Add caveats, disclaimers, and qualifications along with the results if:

  • there are deviations in methodologies from prescribed regulations and standards or
  • if the data was subject to simplifying treatment because of unresolved data discrepancies,

Include a further analysis, a sensitivity study of sorts, to show how results would change if we revise the data & assumptions.

j. Document – Continuous & Detailed

Documentation is a vital and continuous process. It begins on assignment confirmation to the time of the FINAL report’s submission and approval. It should be of sufficient detail to allow for replicability, understanding, and review by an independent peer reviewer or auditor.

Documentation consists of:

  • Emails received and sent
  • Data – characteristics, discrepancies & treatments. This will be particularly useful and allow for easy review and revision to the dataset if the entity addresses discrepancies in a timely manner prior to report submission
  • Methodologies considered and implemented
  • Queries and concerns raised & subsequent responses
  • Minutes / key points from internal meetings and meetings with clients
  • The final report submitted (see the section below) 

k. IBNR Report

The report formally documents and discloses for the intended audience, the process followed and the IBNR reserve results obtained. The process must be of sufficient detail to allow another actuary to replicate the results. Highlight any recommendations and concerns.

i. Standard format & audience

In general, the report should follow the standard order listed below. The audience of the report dictates which section receives greater focus and weight.

  • Executive Summary
  • Scope & introduction
  • Data
  • Methodology & Assumptions
  • Results
  • Recommendations & conclusion
  • Annexures (including EXCEL annexures)

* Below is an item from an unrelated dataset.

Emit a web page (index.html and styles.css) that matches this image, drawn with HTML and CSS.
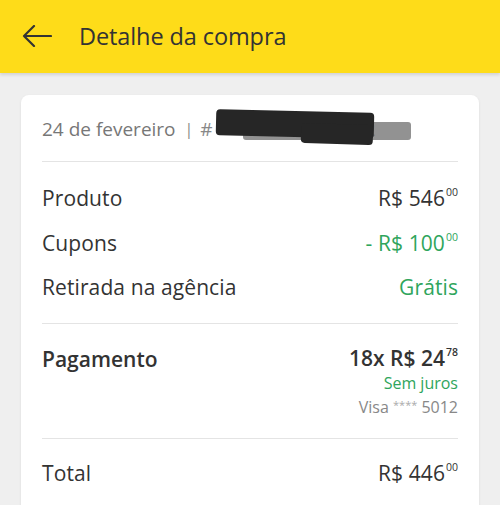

Reports to senior management should focus on results, concerns, and recommendations. Relegate items that could potentially detract from this focus to a separate communication or include them as an annexure to the report. These include items such as details as data discrepancies and their treatment.

ii. An iterative process

Allow time for review and challenges of the results by the client. This keeps the process transparent and foster buy in of numbers and results. Such a review could reveal reasons for development pattern anomalies, internal company practices and policy characteristics that could lead to a review of methodologies, assumptions, data and results. Maintain versioning and version history to keep a track of drafts and final submissions. The list above is by no means comprehensive but is a basic go-to for us. What would you add to the mix?